In other words, we had the feeling that Sardinia maintains its roots and traditions faithfully, and has not sold any of that such as in certain areas of Spain or Greece, where even entire neighbourhoods seem taken by tourists and foreign cultures.
The best itinerary to discover Northern Sardinia
The following itinerary was meticulously selected and executed in order to discover the best towns and beaches, maximising our time on the island. We included 2 nights in an agriturismo-style hotel and we avoided some posh and expensive areas such as Porto Cervo.
Day 1 and 2: Alghero and Stintino
Discarding the main city and airport of the island, Cagliari, because it is on the south of the island, the 2 other options to fly to are Alghero and Olbia.

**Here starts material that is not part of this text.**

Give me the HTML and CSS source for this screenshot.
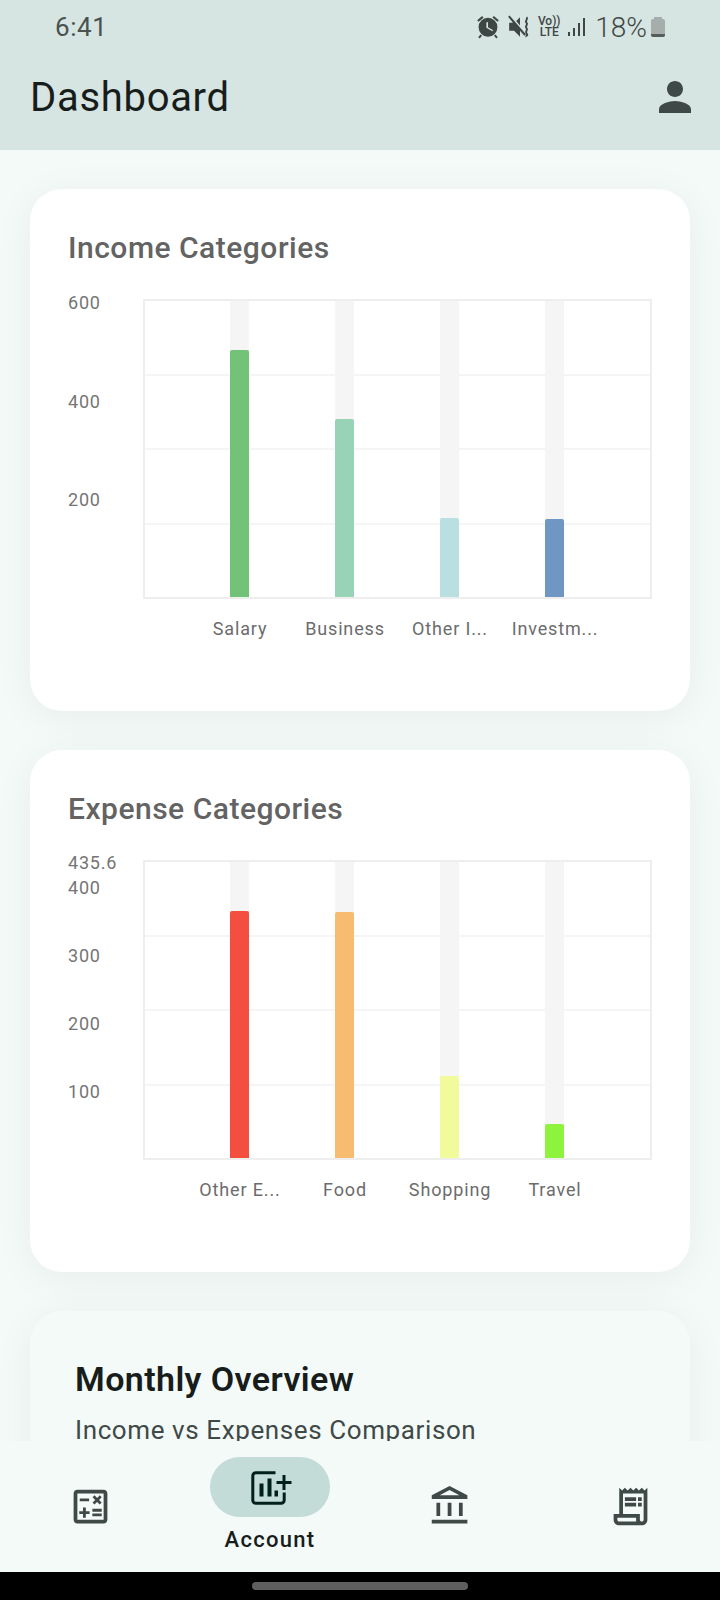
FILE: index.html
```html
<!DOCTYPE html>
<html lang="en">
<head>
  <meta charset="UTF-8" />
  <meta name="viewport" content="width=device-width, initial-scale=1.0"/>
  <title>Dashboard</title>
  <link rel="stylesheet" href="styles.css">
</head>
<body>
  <div class="screen">

    <!-- status bar and app bar -->
    <header class="header">
      <div class="status">
        <span class="time">6:41</span>
        <div class="status-icons">
          <svg class="st-alarm" viewBox="0 0 24 24"><path d="M22 5.7l-4.600-3.900-1.300 1.500 4.600 3.900L22 5.700zM7.900 3.400L6.600 1.900 2 5.700l1.300 1.500 4.600-3.800zM12 3.500a8.700 8.700 0 1 0 0 17.400 8.700 8.700 0 0 0 0-17.400zm4 12.500l-5.500-3.200V7.500H12v4.700l4.800 2.700-.8 1.100z" fill-rule="evenodd"/><path d="M5 19l-2 2.500 1.300 1 2.200-2.500zM19 19l2 2.500-1.300 1-2.200-2.500z"/></svg>
          <svg class="st-mute" viewBox="0 0 24 24"><path d="M1 2.500l1.400-1.200 15 17.500-1.400 1.200-4-4.600V21l-5.500-5.500H2V8h3.500L1 2.500zM12 3v7.500L8.500 6.500 12 3z"/><path d="M18 3c2 2-2 3 0 5s-2 3 0 5-2 3 0 5-1 2 0 3" fill="none" stroke="#3f4745" stroke-width="1.800"/></svg>
          <div class="st-lte"><span>Vo))</span><span>LTE</span></div>
          <div class="st-signal"><i class="s1"></i><i class="s2"></i><i class="s3"></i><i class="s4"></i></div>
          <span class="st-pct">18%</span>
          <div class="st-batt"><b></b><div class="st-cell"><i></i></div></div>
        </div>
      </div>
      <div class="appbar">
        <h1>Dashboard</h1>
        <svg class="icon-person" viewBox="0 0 24 24"><path d="M12 12c2.210 0 4-1.790 4-4s-1.790-4-4-4-4 1.790-4 4 1.790 4 4 4zm0 2c-2.670 0-8 1.340-8 4v2h16v-2c0-2.660-5.330-4-8-4z"/></svg>
      </div>
    </header>

    <main class="content">
      <!-- income chart -->
      <section class="card">
        <h2>Income Categories</h2>
        <div class="chart">
          <div class="y-axis y-income">
            <span>600</span><span>400</span><span>200</span>
          </div>
          <div class="plot">
            <div class="grid"><i></i><i></i><i></i><i></i></div>
            <div class="bars">
              <div class="slot"><div class="track"><div class="bar c-green" style="height:247px"></div></div></div>
              <div class="slot"><div class="track"><div class="bar c-mint" style="height:178px"></div></div></div>
              <div class="slot"><div class="track"><div class="bar c-aqua" style="height:79px"></div></div></div>
              <div class="slot"><div class="track"><div class="bar c-blue" style="height:78px"></div></div></div>
            </div>
          </div>
        </div>
        <div class="x-axis">
          <span>Salary</span><span>Business</span><span>Other I...</span><span>Investm...</span>
        </div>
      </section>

      <!-- expense chart -->
      <section class="card">
        <h2>Expense Categories</h2>
        <div class="chart">
          <div class="y-axis y-expense">
            <span class="y-max">435.6</span><span>400</span><span>300</span><span>200</span><span>100</span>
          </div>
          <div class="plot">
            <div class="grid"><i></i><i></i><i></i><i></i></div>
            <div class="bars">
              <div class="slot"><div class="track"><div class="bar c-red" style="height:247px"></div></div></div>
              <div class="slot"><div class="track"><div class="bar c-orange" style="height:246px"></div></div></div>
              <div class="slot"><div class="track"><div class="bar c-lemon" style="height:82px"></div></div></div>
              <div class="slot"><div class="track"><div class="bar c-lime" style="height:34px"></div></div></div>
            </div>
          </div>
        </div>
        <div class="x-axis">
          <span>Other E...</span><span>Food</span><span>Shopping</span><span>Travel</span>
        </div>
      </section>

      <!-- monthly card, cut off by the nav -->
      <section class="card card-tint">
        <h3>Monthly Overview</h3>
        <p>Income vs Expenses Comparison</p>
      </section>
    </main>

    <!-- bottom navigation -->
    <nav class="nav">
      <div class="nav-item">
        <svg class="nav-icon" viewBox="0 0 24 24"><path d="M19 3H5c-1.100 0-2 .9-2 2v14c0 1.100.9 2 2 2h14c1.100 0 2-.9 2-2V5c0-1.100-.9-2-2-2zm0 16H5V5h14v14z"/><path d="M6.250 7.720h5v1.500h-5zM13 15.750h5v1.500h-5zM13 13.250h5v1.500h-5zM8 18h1.500v-2h2v-1.500h-2v-2H8v2H6V16h2v2zM14.090 10.950l1.410-1.410 1.410 1.410 1.060-1.060-1.410-1.420 1.410-1.410L16.970 6l-1.410 1.410L14.150 6l-1.060 1.060 1.410 1.410-1.410 1.420z"/></svg>
      </div>
      <div class="nav-item active">
        <div class="pill">
          <svg class="nav-icon" viewBox="0 0 45 45"><path class="icon-line" d="M27.500 7.800H7.800a3 3 0 0 0-3 3v24.400a3 3 0 0 0 3 3h25.400a3 3 0 0 0 3-3v-7.700"/><path class="icon-line" d="M28.500 17.500h15M36 10v15"/><path d="M11.500 18.500h4v13h-4zM19.500 13.500h4v18h-4zM26.500 25.500H30v6h-3.500z"/></svg>
        </div>
        <span class="nav-label">Account</span>
      </div>
      <div class="nav-item">
        <svg class="nav-icon" viewBox="0 0 24 24"><path d="M6.500 10h-2v7h2v-7zm6 0h-2v7h2v-7zm8.500 9H2v2h19v-2zm-2.500-9h-2v7h2v-7zm-7-6.740L16.710 6H6.290l5.210-2.740m0-2.260L2 6v2h19V6l-9.500-5z"/></svg>
      </div>
      <div class="nav-item">
        <svg class="nav-icon" viewBox="0 0 24 24"><path fill-rule="evenodd" d="M19.500 3.500L18 2l-1.500 1.500L15 2l-1.500 1.500L12 2l-1.500 1.500L9 2 7.500 3.500 6 2v14H3v3c0 1.660 1.340 3 3 3h12c1.660 0 3-1.340 3-3V2l-1.500 1.500zM15 20H6c-.55 0-1-.45-1-1v-1h10v2zm4-1c0 .55-.45 1-1 1s-1-.45-1-1v-3H8V5h11v14z"/><path d="M9 7h6v2H9zm7 0h2v2h-2zm-7 3h6v2H9zm7 0h2v2h-2z"/></svg>
      </div>
    </nav>

    <div class="home-bar"><i></i></div>
  </div>
</body>
</html>
```

FILE: styles.css
```css
* {
  box-sizing: border-box;
}

body {
  margin: 0;
  font-family: Roboto, "Noto Sans", sans-serif;
}

.screen {
  width: 720px;
  height: 1600px;
  display: flex;
  flex-direction: column;
  background: #f4faf8;
  overflow: hidden;
}

/* header */
.header {
  height: 150px;
  flex-shrink: 0;
  background: #d6e5e2;
}

.status {
  height: 54px;
  padding: 0 55px 0 55px;
  display: flex;
  align-items: center;
  justify-content: space-between;
  color: #3f4745;
}

.time {
  font-size: 26px;
  letter-spacing: 0.6px;
  color: #4a5250;
}

.status-icons {
  display: flex;
  align-items: center;
}

.status-icons svg {
  fill: #3f4745;
}

.st-alarm {
  width: 26px;
  height: 26px;
}

.st-mute {
  width: 26px;
  height: 26px;
  margin-left: 6px;
}

.st-lte {
  width: 22px;
  margin-left: 5px;
  display: flex;
  flex-direction: column;
  align-items: center;
  font-size: 12px;
  line-height: 11px;
  font-weight: 500;
}

.st-signal {
  height: 18px;
  margin-left: 8px;
  display: flex;
  align-items: flex-end;
  gap: 3px;
}

.st-signal i {
  width: 2px;
  background: #3f4745;
}

.s1 { height: 4px; }
.s2 { height: 8px; }
.s3 { height: 13px; }
.s4 { height: 18px; }

.st-pct {
  margin-left: 10px;
  font-size: 28px;
  font-weight: 300;
}

.st-batt {
  width: 14px;
  margin-left: 4px;
  display: flex;
  flex-direction: column;
  align-items: center;
}

.st-batt b {
  width: 8px;
  height: 2px;
  background: #a6aeab;
}

.st-cell {
  width: 14px;
  height: 18px;
  border-radius: 2px;
  background: #a6aeab;
  display: flex;
  align-items: flex-end;
}

.st-cell i {
  width: 100%;
  height: 3px;
  background: #555c5a;
  border-radius: 0 0 2px 2px;
}

.appbar {
  padding: 0 21px 0 30px;
  height: 86px;
  display: flex;
  align-items: center;
  justify-content: space-between;
}

.appbar h1 {
  margin: 0;
  font-size: 40px;
  font-weight: 400;
  letter-spacing: 0.7px;
  color: #171d1b;
}

.icon-person {
  width: 48px;
  height: 48px;
  fill: #3f4947;
}

/* cards */
.content {
  flex: 1;
  min-height: 0;
  padding: 39px 30px 0;
  display: flex;
  flex-direction: column;
  gap: 39px;
  overflow: hidden;
}

.card {
  flex-shrink: 0;
  height: 522px;
  padding: 38px 38px 0;
  background: #fff;
  border-radius: 32px;
  box-shadow: 0 6px 40px rgba(0, 0, 0, 0.055);
}

.card h2 {
  margin: 2px 0 0;
  height: 38px;
  line-height: 38px;
  font-size: 30px;
  font-weight: 500;
  letter-spacing: 0.5px;
  color: #636363;
}

.chart {
  margin-top: 32px;
  display: flex;
}

.y-axis {
  width: 75px;
  display: flex;
  flex-direction: column;
  font-size: 18px;
  line-height: 18px;
  letter-spacing: 0.8px;
  color: #757575;
}

.y-income {
  gap: 80.600px;
  margin-top: -5px;
}

.y-expense {
  gap: 50px;
  margin-top: -6px;
}

.y-max {
  margin-bottom: -43px;
}

.plot {
  position: relative;
  width: 509px;
  height: 300px;
  border: 2px solid #eeeeee;
}

.grid {
  position: absolute;
  inset: 0;
  display: flex;
  flex-direction: column;
}

.grid i {
  flex: 1;
  border-bottom: 2px solid #f5f5f5;
}

.grid i:last-child {
  border-bottom: none;
}

.bars {
  position: relative;
  height: 100%;
  display: flex;
  justify-content: center;
  padding-right: 1px;
}

.slot {
  width: 105px;
  display: flex;
  justify-content: center;
}

.track {
  width: 18.600px;
  height: 100%;
  background: #f5f5f5;
  display: flex;
  align-items: flex-end;
}

.bar {
  width: 100%;
  border-radius: 2px 2px 0 0;
}

.c-green { background: #72c377; }
.c-mint { background: #98d3b8; }
.c-aqua { background: #b9dfe0; }
.c-blue { background: #7096c3; }
.c-red { background: #f44e40; }
.c-orange { background: #f8bc70; }
.c-lemon { background: #f2fb9c; }
.c-lime { background: #8df33c; }

.x-axis {
  margin: 18px 0 0 119.500px;
  display: flex;
}

.x-axis span {
  width: 105px;
  text-align: center;
  font-size: 18px;
  line-height: 24px;
  letter-spacing: 0.85px;
  color: #6c6c6c;
  white-space: nowrap;
}

.card-tint {
  background: #f4faf8;
  padding: 48px 45px 0;
}

.card-tint h3 {
  margin: 0;
  font-size: 34px;
  line-height: 40px;
  font-weight: 600;
  letter-spacing: 0.4px;
  color: #171d1b;
}

.card-tint p {
  margin: 14px 0 0;
  font-size: 26px;
  line-height: 34px;
  letter-spacing: 0.6px;
  color: #3f4947;
}

/* bottom nav */
.nav {
  position: relative;
  height: 131px;
  flex-shrink: 0;
  display: grid;
  grid-template-columns: repeat(4, 1fr);
  background: #f4faf8;
}

.nav-item {
  display: flex;
  flex-direction: column;
  align-items: center;
  justify-content: center;
}

.nav-item.active {
  justify-content: flex-start;
  padding-top: 16px;
}

.nav-icon {
  width: 45px;
  height: 45px;
  fill: #3f4947;
}

.pill {
  width: 120px;
  height: 60px;
  border-radius: 30px;
  background: #c3dcd8;
  display: flex;
  align-items: center;
  justify-content: center;
}

.pill .nav-icon {
  fill: #00201c;
}

.icon-line {
  fill: none;
  stroke: #00201c;
  stroke-width: 3px;
}

.nav-label {
  margin-top: 8px;
  font-size: 22px;
  line-height: 30px;
  font-weight: 500;
  letter-spacing: 1.300px;
  color: #171d1b;
}

.home-bar {
  height: 28px;
  flex-shrink: 0;
  background: #000;
  display: flex;
  justify-content: center;
  padding-top: 10px;
}

.home-bar i {
  width: 216px;
  height: 8px;
  border-radius: 4px;
  background: #5f5f5f;
}
```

We decided to fly to Alghero and it was probably the best decision of the planning, as it was one of our favourite towns. Flights also tend to be cheaper, as the Olbia is in the posh area of the island, the East.
Poseidon B&B was our choice of accommodation. Bear in mind that in general people stay a lot in bed and breakfasts, more than hotels. It is well located, clean and tidy. The rooms are spacious, the staff (thanks Severine!) is friendly and knowledgable, and the breakfast is tasty.
We arrived in the evening, but the airport is small and you can be at your hotel in less than 30 minutes. Poseidon B&B is also surrounded by restaurants and pubs.
In the way back you can also visit more beaches, one of the main ones is Spiaggia Le Saline. Once back in Alghero, we went out for an aperitivo and dinner, but before we saw the stunning sunset in the port and walked around the old town and Ai Bastioni.
Day 3 and 4: Bosa, Cala Gonone and Golfo di Orosei
So our plan was to go as South as Cala Gonone and then head back North, and so we did. But we added an additional stop, Bosa, just before crossing the whole island to the East coast.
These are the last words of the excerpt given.